Per quanto non vi siano relazioni dirette e ufficiali tra l’attuale leader europea, la burocrate Von der Leyen, e le industrie della difesa europee, il media europeo atlantista Politico a marzo 2025 pubblica un’analisi sul desiderio delle compagnie di difesa UE di essere più presenti nel mercato della difesa europea. In pratica che i ministeri della difesa degli stati europei comprino più armi europee.

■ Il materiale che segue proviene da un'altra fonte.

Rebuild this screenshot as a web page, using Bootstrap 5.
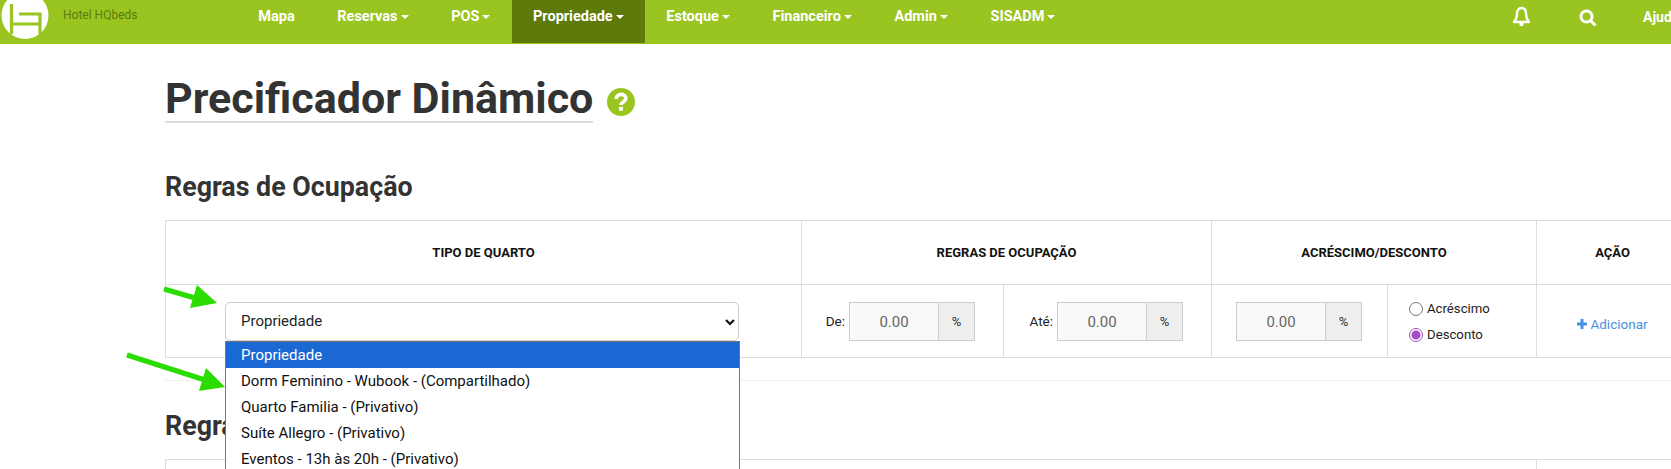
<!DOCTYPE html>
<html lang="pt-BR">
<head>
<meta charset="utf-8">
<title>Precificador Dinâmico</title>
<link href="https://cdn.jsdelivr.net/npm/bootstrap@5.3.0/dist/css/bootstrap.min.css" rel="stylesheet">
<style>
html,body{height:469px;overflow:hidden;background:#fff}
body{font-family:Roboto,"Liberation Sans",sans-serif;color:#333;position:relative}
.topbar{background:#9ac521;height:44px;padding:0;flex-wrap:nowrap;overflow:hidden;align-items:flex-start;justify-content:flex-start}
.brandbox{width:237px;flex:none;height:44px;position:relative}
.brandname{position:absolute;left:63px;top:7px;font-size:12px;color:#5e7a0b;line-height:16px}
.logosvg{position:absolute;left:0;top:-9px}
.topbar .nav-link{color:#fff;font-weight:700;font-size:14.5px;line-height:34px;height:43px;padding:0 21.300px;white-space:nowrap}
.topbar .nav-link.active{background:#5e7a0b;color:#fff}
.topbar .dropdown-toggle::after{vertical-align:2px;margin-left:3px;border-top-width:4px;border-left-width:4px;border-right-width:4px}
.righticons{position:absolute;left:1512px;top:0;display:flex;align-items:flex-start;white-space:nowrap;color:#fff;font-weight:700;font-size:14px;line-height:34px}
.bellicon{margin:6px 48px 0 0}
.findicon{margin:9px 46px 0 0}
.pagewrap{width:1523px;margin-left:165px}
.pagetitle{font-size:43px;font-weight:700;color:#333;margin:31px 0 0;line-height:46px;display:flex;align-items:center;gap:14px}
.pagetitle span{border-bottom:2px solid #ddd;padding-bottom:0}
.helpicon{margin-top:6px}
.sect{font-size:26.800px;font-weight:700;color:#333;margin:0;line-height:30px}
.first{margin-top:49px;margin-bottom:18px}
.rules{table-layout:fixed;width:1523px;margin:0;border-color:#ddd;font-size:12px;color:#222}
.rules th{height:64px;text-align:center;vertical-align:middle;font-size:13px;font-weight:700;color:#111}
.rules td{height:73px;padding:17px 28px 0 16px;vertical-align:top}
.c1{width:636px}.c2{width:202px}.c3{width:208px}.c4{width:176px}.c5{width:149px}.c6{width:152px}
.c15{width:1371px}
.rules td.tipocell{padding:17px 0 0 59px}
.tiposel{width:514px;height:39px;font-size:15px;padding:0 0 0 15px;color:#212529;border-color:#ccc;border-radius:5px;background-size:12px 10px;background-position:right 2px center;background-image:url("data:image/svg+xml,%3csvg xmlns='http://www.w3.org/2000/svg' viewBox='0 0 12 10'%3e%3cpath fill='none' stroke='%23111' stroke-width='2.200' d='M2 3l4 4 4-4'/%3e%3c/svg%3e")}
.lbl{font-size:13.500px;color:#222}
.pct{display:flex;width:126px}
.pct .form-control{background:#f9f9f9;border:1px solid #ccc;border-radius:0;height:39px;font-size:15px;text-align:center;color:#666;padding:0;width:90px;flex:none}
.pct .input-group-text{background:#eee;border:1px solid #ccc;border-left:0;border-radius:0;font-size:13px;padding:0;width:36px;justify-content:center;color:#333}
.rules td.moneycell{padding-left:24px;padding-right:0}
.rules td.radiocell{padding:13px 0 0 21px;font-size:13.200px}
.radiocell .form-check{min-height:0;margin:0 0 4px;padding-left:18px;line-height:22px}
.radiocell .form-check-input{width:14px;height:14px;margin:4px 0 0 -18px;border-color:#777;background-color:#fff}
.radiocell .form-check-input:checked{background-color:#fff;border-color:#a24fc4;background-image:radial-gradient(circle,#a24fc4 0 4px,#fff 5px)}
.rules td.addcell{padding:0}
.addlink{color:#4a90e2;text-decoration:none;font-size:13.500px;display:flex;align-items:center;justify-content:center;gap:3px;padding-top:29px}
.sep{border:0;border-top:1px solid #eee;opacity:1;margin:22px 0 0}
.second{margin-top:30px;margin-bottom:18px}
.optlist{position:absolute;left:225px;top:341px;width:515px;background:#fff;border:1px solid #767676;border-bottom:0;font-size:15px;color:#111;z-index:5}
.optitem{height:26px;line-height:26px;padding:0 15px}
.optitem.sel{background:#1a68d4;color:#fff}
.arrows{position:absolute;left:0;top:0;z-index:6;pointer-events:none}
</style>
</head>
<body>
<nav class="navbar topbar">
  <div class="brandbox">
    <svg class="logosvg" width="50" height="50" viewBox="0 0 50 50"><circle cx="25" cy="24.500" r="23.500" fill="#fff"/><path d="M11.500 13v30M11.500 33H40M19 23h21v20" fill="none" stroke="#9ac521" stroke-width="3.200"/></svg>
    <span class="brandname">Hotel HQbeds</span>
  </div>
  <ul class="nav flex-nowrap">
    <li class="nav-item"><a class="nav-link" href="#">Mapa</a></li>
    <li class="nav-item"><a class="nav-link dropdown-toggle" href="#">Reservas</a></li>
    <li class="nav-item"><a class="nav-link dropdown-toggle" href="#">POS</a></li>
    <li class="nav-item"><a class="nav-link dropdown-toggle active" href="#">Propriedade</a></li>
    <li class="nav-item"><a class="nav-link dropdown-toggle" href="#">Estoque</a></li>
    <li class="nav-item"><a class="nav-link dropdown-toggle" href="#">Financeiro</a></li>
    <li class="nav-item"><a class="nav-link dropdown-toggle" href="#">Admin</a></li>
    <li class="nav-item"><a class="nav-link dropdown-toggle" href="#">SISADM</a></li>
  </ul>
  <div class="righticons">
    <svg class="bellicon" width="19" height="21" viewBox="0 0 19 21"><path d="M9.500 2C6.500 2 5 4.500 5 7.500c0 4-1 6-3 8.500h15c-2-2.500-3-4.500-3-8.500C14 4.500 12.500 2 9.500 2z" fill="none" stroke="#fff" stroke-width="2.400" stroke-linejoin="round"/><circle cx="9.500" cy="18" r="2.200" fill="#fff"/></svg>
    <svg class="findicon" width="18" height="17" viewBox="0 0 18 17"><circle cx="7.500" cy="7.500" r="5.500" fill="none" stroke="#fff" stroke-width="3"/><path d="M11.500 11.500l5 5" stroke="#fff" stroke-width="3"/></svg>
    <span>Ajuda</span>
  </div>
</nav>
<main class="pagewrap">
  <h1 class="pagetitle"><span>Precificador Dinâmico</span>
    <svg class="helpicon" width="28" height="28" viewBox="0 0 29 29"><circle cx="14.500" cy="14.500" r="14.500" fill="#9ac521"/><path d="M9.500 11.500c0-6.500 10-6.500 10-.5 0 3.500-5 3.500-5 6.500" fill="none" stroke="#fff" stroke-width="3.800"/><rect x="12.500" y="19.500" width="4" height="4" fill="#fff"/></svg>
  </h1>
  <h3 class="sect first">Regras de Ocupação</h3>
  <table class="table table-bordered rules">
    <colgroup><col class="c1"><col class="c2"><col class="c3"><col class="c4"><col class="c5"><col class="c6"></colgroup>
    <thead><tr><th>TIPO DE QUARTO</th><th colspan="2">REGRAS DE OCUPAÇÃO</th><th colspan="2">ACRÉSCIMO/DESCONTO</th><th>AÇÃO</th></tr></thead>
    <tbody><tr>
      <td class="tipocell"><select class="form-select tiposel"><option>Propriedade</option></select></td>
      <td><div class="d-flex align-items-center gap-1 justify-content-end"><span class="lbl">De:</span><div class="pct"><input class="form-control" value="0.00"><span class="input-group-text">%</span></div></div></td>
      <td><div class="d-flex align-items-center gap-1 justify-content-end"><span class="lbl">Até:</span><div class="pct"><input class="form-control" value="0.00"><span class="input-group-text">%</span></div></div></td>
      <td class="moneycell"><div class="pct"><input class="form-control" value="0.00"><span class="input-group-text">%</span></div></td>
      <td class="radiocell">
        <div class="form-check"><input class="form-check-input" type="radio" name="tipo"><label class="form-check-label">Acréscimo</label></div>
        <div class="form-check"><input class="form-check-input" type="radio" name="tipo" checked><label class="form-check-label">Desconto</label></div>
      </td>
      <td class="addcell"><a class="addlink" href="#"><svg width="10" height="10" viewBox="0 0 10 10"><path d="M5 0v10M0 5h10" stroke="#4a90e2" stroke-width="3"/></svg>Adicionar</a></td>
    </tr></tbody>
  </table>
  <hr class="sep">
  <h3 class="sect second">Regras</h3>
  <table class="table table-bordered rules"><colgroup><col class="c15"><col class="c6"></colgroup><thead><tr><th></th><th></th></tr></thead></table>
</main>
<div class="optlist">
  <div class="optitem sel">Propriedade</div>
  <div class="optitem">Dorm Feminino - Wubook - (Compartilhado)</div>
  <div class="optitem">Quarto Familia - (Privativo)</div>
  <div class="optitem">Suíte Allegro - (Privativo)</div>
  <div class="optitem">Eventos - 13h às 20h - (Privativo)</div>
</div>
<svg class="arrows" width="300" height="469" viewBox="0 0 300 469">
  <path d="M164 289L195 298" stroke="#2bdc00" stroke-width="5" fill="none"/>
  <path d="M197 285L217 303 190 308z" fill="#2bdc00"/>
  <path d="M127 355L205 380" stroke="#2bdc00" stroke-width="5" fill="none"/>
  <path d="M206 368L225 387 199 391z" fill="#2bdc00"/>
</svg>
<script src="https://cdn.jsdelivr.net/npm/bootstrap@5.3.0/dist/js/bootstrap.bundle.min.js"></script>
</body>
</html>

Scrive Politico: “fino a 100 aziende europee e gruppi di lobby, tra cui giganti come Airbus e Dassault, stanno facendo pressione sulla Commissione Europea affinché imponga una maggiore presenza di tecnologie europee nelle infrastrutture digitali del blocco. In una lettera indirizzata alla Presidente della Commissione Europea Ursula von der Leyen e alla responsabile della sovranità tecnologica Henna Virkkunen, resa pubblica lunedì, le aziende affermano che l’Europa ha bisogno di essere più indipendente dal punto di vista tecnologico in tutti gli strati della sua infrastruttura digitale critica.

I firmatari chiedono l’introduzione di requisiti Buy European per i governi, al fine di aumentare la domanda di tecnologie sviluppate internamente, e la creazione di un "fondo per le infrastrutture sovrane" per sostenere investimenti in settori ad alta intensità di capitale, come i microchip e la tecnologia quantistica.” Se i lobbyisti o le aziende citate abbiano potere per influenzare in modo diretto le scelte di Von der Leyen non è dato sapere. Però concediamoci una considerazione. Un clima di tensione e di paventato conflitto nucleare mondiale (cosa che i media occidentali hanno enfatizzato negli ultimi tre anni, prima in riferimento alla guerra ucraino-russa poi a quella israeliana contro l’Iran) può spingere l’elettorato, facilmente manipolabile tramite guerra cognitiva (una versione evoluta di propaganda che satura la sfera cognitiva dell’individuo) a votare partiti che manifestano, in fase di elezioni, maggior sicurezza ergo maggior spesa in difesa.

In tal senso vari partiti ora al governo, di destra o sinistra, han manifestato, durante tutto il conflitto ucraino, il rischio che la Russia potesse invadere l’intera Europa. Se la guerra ucraina dovesse interrompersi, e in parallelo (tema non legato alla guerra ucraina) si dovesse raffreddare il fronte israeliano, esiste il rischio che la popolazione occidentale possa percepire come meno rilevante la spesa di ogni stato europeo per decine di miliardi, a cui si aggiunge un programma per creare un debito europeo comune, per circa (cumulativa) di quasi 1 trilione di dollari. Questo danneggerebbe seriamente le industrie della difesa e le loro filiere. Per quanto il meeting dell’Alaska sia, ad avviso dello scrivente, solo un primo passo, appare un passo di successo dopo 3 anni dove due grandi imperi come quello russo e americano, si sono di fatto affrontati in modo brutale sull’ennesima guerra per mandato.